--- Begin Task data ---
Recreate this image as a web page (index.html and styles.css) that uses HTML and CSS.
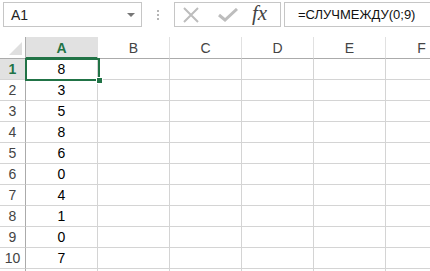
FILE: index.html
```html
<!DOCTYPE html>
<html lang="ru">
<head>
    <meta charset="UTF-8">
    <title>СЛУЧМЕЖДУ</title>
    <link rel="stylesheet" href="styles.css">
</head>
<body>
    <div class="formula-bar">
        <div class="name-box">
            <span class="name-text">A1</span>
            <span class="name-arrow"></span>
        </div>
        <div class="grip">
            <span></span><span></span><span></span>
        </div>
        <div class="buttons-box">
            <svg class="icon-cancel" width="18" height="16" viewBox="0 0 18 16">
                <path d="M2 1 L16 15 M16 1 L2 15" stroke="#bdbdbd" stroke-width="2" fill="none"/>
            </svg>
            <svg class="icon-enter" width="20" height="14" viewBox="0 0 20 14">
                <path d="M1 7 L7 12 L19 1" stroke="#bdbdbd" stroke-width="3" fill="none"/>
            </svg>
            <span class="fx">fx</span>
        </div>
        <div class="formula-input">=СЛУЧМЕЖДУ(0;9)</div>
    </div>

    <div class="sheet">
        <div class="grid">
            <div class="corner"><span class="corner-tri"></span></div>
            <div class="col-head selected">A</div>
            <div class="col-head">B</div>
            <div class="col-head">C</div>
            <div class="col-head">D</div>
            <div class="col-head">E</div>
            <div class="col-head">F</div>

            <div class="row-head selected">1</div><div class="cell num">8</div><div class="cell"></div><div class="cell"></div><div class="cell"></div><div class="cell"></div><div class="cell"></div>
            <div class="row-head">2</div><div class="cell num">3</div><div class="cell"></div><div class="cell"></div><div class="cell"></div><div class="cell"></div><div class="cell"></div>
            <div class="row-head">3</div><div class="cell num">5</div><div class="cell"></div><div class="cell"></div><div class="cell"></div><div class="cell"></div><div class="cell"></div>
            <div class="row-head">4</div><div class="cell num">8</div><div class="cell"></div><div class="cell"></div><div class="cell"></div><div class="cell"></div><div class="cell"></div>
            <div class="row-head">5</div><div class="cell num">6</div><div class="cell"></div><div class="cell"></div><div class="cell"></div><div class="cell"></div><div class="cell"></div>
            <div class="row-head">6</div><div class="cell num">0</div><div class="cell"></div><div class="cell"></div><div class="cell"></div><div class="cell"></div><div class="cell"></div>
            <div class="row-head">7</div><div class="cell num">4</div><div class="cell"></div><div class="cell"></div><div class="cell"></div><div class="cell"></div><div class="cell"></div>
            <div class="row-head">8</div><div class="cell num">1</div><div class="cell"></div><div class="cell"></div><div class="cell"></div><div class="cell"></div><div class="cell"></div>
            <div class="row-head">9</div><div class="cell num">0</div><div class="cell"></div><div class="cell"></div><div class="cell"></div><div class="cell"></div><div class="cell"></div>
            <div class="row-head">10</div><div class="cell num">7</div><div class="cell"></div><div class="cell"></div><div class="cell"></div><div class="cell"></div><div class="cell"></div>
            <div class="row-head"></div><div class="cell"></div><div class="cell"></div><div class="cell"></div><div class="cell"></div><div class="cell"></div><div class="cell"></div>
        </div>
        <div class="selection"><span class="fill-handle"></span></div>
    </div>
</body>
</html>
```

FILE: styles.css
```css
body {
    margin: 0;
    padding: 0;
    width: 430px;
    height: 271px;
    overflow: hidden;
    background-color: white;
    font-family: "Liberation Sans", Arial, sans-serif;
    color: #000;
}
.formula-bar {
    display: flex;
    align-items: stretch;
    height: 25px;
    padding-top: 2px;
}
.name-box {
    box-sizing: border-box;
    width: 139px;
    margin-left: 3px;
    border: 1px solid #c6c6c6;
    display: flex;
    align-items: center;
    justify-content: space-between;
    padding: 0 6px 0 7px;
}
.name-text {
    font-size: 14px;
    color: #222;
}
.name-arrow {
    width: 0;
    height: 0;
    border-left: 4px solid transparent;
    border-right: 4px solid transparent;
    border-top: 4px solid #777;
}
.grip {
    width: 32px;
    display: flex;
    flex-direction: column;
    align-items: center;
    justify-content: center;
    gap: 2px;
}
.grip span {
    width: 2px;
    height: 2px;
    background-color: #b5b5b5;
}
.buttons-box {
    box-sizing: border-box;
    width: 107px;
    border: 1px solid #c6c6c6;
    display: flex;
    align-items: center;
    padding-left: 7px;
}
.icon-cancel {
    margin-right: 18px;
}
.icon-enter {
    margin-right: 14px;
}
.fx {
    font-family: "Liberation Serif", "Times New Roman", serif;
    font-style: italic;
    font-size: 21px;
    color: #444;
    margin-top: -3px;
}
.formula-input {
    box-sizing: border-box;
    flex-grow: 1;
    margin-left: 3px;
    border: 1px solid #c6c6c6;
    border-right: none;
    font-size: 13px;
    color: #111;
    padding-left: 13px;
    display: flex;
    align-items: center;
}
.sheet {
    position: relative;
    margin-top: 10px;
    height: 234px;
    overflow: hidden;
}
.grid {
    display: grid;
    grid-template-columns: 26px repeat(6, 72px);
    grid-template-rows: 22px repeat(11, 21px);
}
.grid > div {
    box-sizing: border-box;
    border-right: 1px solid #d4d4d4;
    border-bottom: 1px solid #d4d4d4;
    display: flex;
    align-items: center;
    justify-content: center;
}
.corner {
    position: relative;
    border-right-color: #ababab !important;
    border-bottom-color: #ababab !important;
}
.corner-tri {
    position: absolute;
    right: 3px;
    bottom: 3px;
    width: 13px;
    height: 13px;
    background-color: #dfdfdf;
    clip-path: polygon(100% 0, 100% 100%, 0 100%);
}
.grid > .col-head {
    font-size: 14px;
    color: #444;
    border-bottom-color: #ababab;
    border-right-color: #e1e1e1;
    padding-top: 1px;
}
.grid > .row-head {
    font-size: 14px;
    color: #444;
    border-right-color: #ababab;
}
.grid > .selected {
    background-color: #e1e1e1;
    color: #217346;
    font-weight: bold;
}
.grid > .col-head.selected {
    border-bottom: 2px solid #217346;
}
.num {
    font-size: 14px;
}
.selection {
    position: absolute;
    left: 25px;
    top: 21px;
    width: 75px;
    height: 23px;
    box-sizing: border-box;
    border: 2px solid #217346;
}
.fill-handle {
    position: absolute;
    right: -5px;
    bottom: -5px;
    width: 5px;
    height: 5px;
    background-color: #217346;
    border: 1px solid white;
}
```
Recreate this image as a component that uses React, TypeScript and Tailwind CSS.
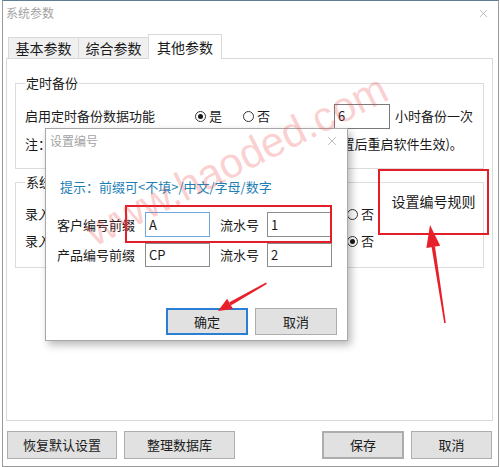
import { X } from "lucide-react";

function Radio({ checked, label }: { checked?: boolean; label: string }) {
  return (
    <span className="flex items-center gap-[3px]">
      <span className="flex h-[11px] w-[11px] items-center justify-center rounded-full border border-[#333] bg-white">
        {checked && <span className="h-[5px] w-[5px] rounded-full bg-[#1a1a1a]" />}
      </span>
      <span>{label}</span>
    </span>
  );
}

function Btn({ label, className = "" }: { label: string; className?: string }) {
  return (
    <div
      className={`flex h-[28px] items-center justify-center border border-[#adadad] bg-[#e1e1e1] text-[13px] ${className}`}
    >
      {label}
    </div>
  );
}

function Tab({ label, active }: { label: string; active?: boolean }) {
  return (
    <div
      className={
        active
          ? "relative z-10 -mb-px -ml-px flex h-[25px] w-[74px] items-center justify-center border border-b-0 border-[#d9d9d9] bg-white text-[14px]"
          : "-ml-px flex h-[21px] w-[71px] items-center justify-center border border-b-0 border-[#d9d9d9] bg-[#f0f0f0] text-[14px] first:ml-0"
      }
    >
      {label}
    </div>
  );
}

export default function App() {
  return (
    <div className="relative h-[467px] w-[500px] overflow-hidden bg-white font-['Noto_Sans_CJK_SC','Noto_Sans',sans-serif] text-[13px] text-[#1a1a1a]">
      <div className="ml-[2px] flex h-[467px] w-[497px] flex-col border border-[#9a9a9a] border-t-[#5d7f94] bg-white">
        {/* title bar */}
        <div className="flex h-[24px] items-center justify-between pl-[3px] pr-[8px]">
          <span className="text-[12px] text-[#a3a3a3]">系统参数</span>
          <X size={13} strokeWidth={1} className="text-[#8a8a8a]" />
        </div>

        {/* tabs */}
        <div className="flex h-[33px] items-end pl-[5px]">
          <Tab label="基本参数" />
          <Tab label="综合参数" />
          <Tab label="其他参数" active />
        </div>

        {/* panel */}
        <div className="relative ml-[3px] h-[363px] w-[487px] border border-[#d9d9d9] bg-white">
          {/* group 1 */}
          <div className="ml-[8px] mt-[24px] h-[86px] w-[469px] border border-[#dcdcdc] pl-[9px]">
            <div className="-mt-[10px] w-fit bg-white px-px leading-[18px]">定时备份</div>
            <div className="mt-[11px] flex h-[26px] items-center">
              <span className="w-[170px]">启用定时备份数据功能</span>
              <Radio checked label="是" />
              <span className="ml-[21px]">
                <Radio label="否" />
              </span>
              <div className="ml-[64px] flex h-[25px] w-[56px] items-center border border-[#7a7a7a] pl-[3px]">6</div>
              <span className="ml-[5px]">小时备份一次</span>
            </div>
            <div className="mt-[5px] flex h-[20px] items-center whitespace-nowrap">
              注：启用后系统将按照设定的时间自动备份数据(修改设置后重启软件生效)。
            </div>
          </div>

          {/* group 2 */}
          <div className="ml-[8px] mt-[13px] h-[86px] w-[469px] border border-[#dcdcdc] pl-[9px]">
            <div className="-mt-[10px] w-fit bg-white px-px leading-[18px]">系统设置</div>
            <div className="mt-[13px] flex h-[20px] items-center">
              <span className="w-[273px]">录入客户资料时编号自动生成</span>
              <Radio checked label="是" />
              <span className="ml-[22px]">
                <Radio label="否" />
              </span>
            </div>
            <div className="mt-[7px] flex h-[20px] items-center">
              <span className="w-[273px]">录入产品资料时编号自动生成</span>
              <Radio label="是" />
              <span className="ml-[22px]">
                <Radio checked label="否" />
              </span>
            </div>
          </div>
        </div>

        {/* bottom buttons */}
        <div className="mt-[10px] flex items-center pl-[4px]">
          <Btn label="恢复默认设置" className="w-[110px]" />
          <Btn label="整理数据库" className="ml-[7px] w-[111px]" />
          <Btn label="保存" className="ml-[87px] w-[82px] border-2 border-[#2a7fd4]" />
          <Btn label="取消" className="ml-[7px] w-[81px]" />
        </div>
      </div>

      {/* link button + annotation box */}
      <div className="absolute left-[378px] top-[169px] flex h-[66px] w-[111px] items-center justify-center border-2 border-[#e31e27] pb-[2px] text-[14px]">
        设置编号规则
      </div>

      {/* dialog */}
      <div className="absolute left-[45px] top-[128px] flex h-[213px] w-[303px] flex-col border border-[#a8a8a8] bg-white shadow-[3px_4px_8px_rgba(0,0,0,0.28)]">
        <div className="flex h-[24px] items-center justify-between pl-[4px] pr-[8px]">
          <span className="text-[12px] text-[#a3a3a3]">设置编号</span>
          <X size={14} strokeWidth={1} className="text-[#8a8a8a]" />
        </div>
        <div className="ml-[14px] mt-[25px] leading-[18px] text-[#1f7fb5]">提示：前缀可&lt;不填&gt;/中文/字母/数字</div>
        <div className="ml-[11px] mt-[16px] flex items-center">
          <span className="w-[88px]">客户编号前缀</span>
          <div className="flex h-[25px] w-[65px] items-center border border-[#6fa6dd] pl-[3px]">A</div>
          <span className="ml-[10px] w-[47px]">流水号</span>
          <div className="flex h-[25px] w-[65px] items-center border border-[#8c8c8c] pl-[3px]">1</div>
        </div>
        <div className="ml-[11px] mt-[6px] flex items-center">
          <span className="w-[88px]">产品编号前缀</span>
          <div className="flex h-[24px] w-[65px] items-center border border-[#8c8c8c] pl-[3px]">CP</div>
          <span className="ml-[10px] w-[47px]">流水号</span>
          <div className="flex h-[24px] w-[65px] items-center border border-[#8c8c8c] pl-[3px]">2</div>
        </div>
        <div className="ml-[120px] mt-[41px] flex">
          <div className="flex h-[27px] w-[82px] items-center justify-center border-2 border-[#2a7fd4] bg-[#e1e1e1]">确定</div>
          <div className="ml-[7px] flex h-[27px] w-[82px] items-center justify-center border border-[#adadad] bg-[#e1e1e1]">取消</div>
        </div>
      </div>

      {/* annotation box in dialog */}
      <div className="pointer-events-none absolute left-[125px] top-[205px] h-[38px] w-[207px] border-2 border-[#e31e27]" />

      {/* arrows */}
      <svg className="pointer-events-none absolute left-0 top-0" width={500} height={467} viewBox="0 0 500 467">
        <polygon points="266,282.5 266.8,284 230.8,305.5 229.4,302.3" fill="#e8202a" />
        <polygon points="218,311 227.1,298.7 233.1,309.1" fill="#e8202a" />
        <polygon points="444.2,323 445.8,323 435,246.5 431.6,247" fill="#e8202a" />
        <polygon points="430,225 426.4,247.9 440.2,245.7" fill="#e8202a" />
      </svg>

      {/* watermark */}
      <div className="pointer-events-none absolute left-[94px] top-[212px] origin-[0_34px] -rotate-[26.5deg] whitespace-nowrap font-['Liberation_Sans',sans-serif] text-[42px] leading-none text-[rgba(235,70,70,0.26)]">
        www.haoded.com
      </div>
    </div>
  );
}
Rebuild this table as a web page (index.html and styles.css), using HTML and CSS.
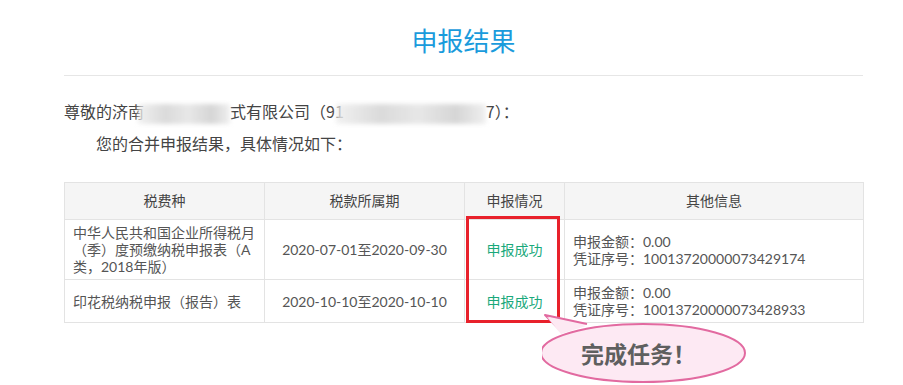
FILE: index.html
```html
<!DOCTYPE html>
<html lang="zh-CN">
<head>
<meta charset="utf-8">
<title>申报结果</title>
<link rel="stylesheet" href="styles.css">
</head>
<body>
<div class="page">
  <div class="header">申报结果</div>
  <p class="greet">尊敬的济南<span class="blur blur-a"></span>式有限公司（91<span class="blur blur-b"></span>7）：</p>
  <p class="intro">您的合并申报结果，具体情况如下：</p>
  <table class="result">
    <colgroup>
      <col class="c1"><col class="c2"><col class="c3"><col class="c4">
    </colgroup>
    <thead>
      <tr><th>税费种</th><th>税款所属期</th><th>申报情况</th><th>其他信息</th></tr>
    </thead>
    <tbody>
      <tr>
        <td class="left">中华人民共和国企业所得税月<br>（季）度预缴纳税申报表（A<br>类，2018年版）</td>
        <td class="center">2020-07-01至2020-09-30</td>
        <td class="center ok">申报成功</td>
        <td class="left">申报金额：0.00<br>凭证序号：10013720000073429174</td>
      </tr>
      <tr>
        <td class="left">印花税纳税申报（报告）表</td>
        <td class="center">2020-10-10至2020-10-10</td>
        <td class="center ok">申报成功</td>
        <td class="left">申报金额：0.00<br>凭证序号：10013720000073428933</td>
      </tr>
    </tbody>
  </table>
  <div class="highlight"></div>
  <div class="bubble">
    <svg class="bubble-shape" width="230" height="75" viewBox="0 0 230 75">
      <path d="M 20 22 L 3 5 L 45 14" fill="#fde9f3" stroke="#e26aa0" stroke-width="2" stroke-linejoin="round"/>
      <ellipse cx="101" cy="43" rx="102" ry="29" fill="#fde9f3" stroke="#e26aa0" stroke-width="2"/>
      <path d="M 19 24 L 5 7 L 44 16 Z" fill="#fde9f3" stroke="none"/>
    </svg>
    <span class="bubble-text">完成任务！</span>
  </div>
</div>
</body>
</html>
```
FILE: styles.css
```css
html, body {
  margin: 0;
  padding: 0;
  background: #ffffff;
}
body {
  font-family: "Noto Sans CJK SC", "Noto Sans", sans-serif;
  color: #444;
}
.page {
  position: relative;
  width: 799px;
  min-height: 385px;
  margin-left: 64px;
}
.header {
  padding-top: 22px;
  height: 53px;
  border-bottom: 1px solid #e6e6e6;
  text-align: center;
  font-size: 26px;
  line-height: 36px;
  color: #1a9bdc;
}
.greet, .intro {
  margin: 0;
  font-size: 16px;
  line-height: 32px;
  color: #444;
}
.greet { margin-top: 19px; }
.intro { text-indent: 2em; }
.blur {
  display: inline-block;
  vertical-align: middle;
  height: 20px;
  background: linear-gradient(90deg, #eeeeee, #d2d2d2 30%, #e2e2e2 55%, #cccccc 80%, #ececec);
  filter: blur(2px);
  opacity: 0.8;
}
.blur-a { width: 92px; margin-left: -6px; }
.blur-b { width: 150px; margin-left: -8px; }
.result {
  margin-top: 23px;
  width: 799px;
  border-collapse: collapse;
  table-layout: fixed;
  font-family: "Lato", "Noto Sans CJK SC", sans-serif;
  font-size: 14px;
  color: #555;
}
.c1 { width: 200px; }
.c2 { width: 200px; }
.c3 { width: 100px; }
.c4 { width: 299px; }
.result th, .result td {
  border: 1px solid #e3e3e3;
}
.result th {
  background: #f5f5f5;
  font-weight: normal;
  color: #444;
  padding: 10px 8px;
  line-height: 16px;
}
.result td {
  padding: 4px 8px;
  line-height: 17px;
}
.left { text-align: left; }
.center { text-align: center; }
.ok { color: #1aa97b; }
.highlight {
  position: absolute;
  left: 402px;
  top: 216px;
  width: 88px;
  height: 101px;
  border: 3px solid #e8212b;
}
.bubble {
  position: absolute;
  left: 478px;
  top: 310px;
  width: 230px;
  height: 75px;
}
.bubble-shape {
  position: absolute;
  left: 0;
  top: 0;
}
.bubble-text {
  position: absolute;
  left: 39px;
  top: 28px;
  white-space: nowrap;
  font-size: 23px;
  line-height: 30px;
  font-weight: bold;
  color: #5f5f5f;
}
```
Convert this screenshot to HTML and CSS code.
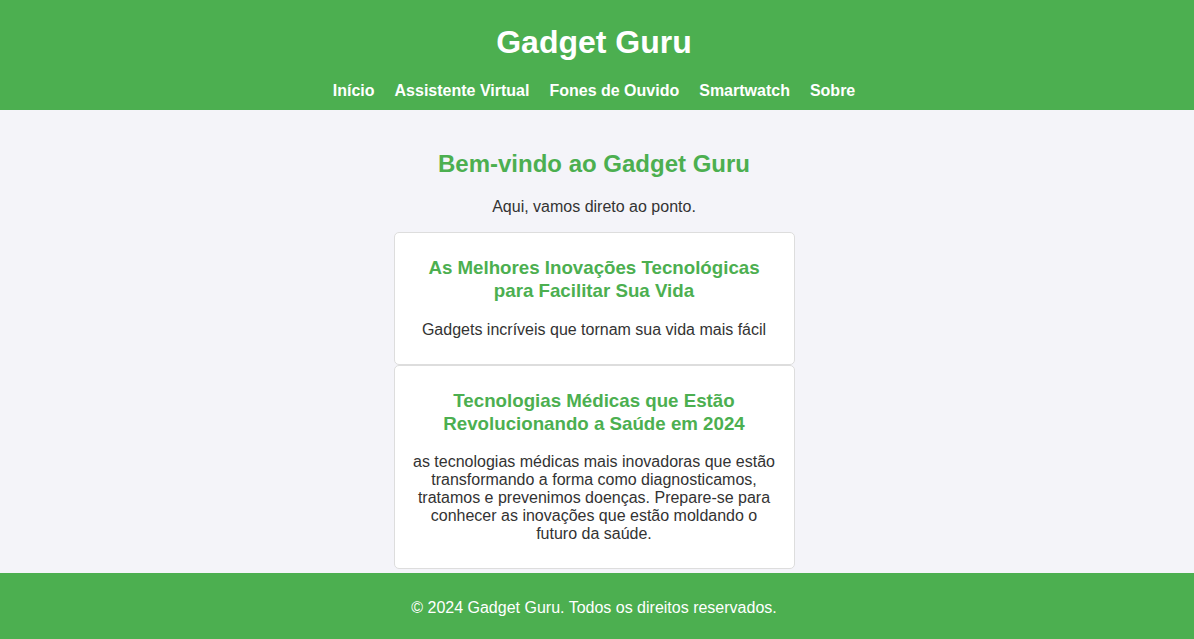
--- End Task data ---
Given task
State how many lines include the string "page". Give no other information.

In response
4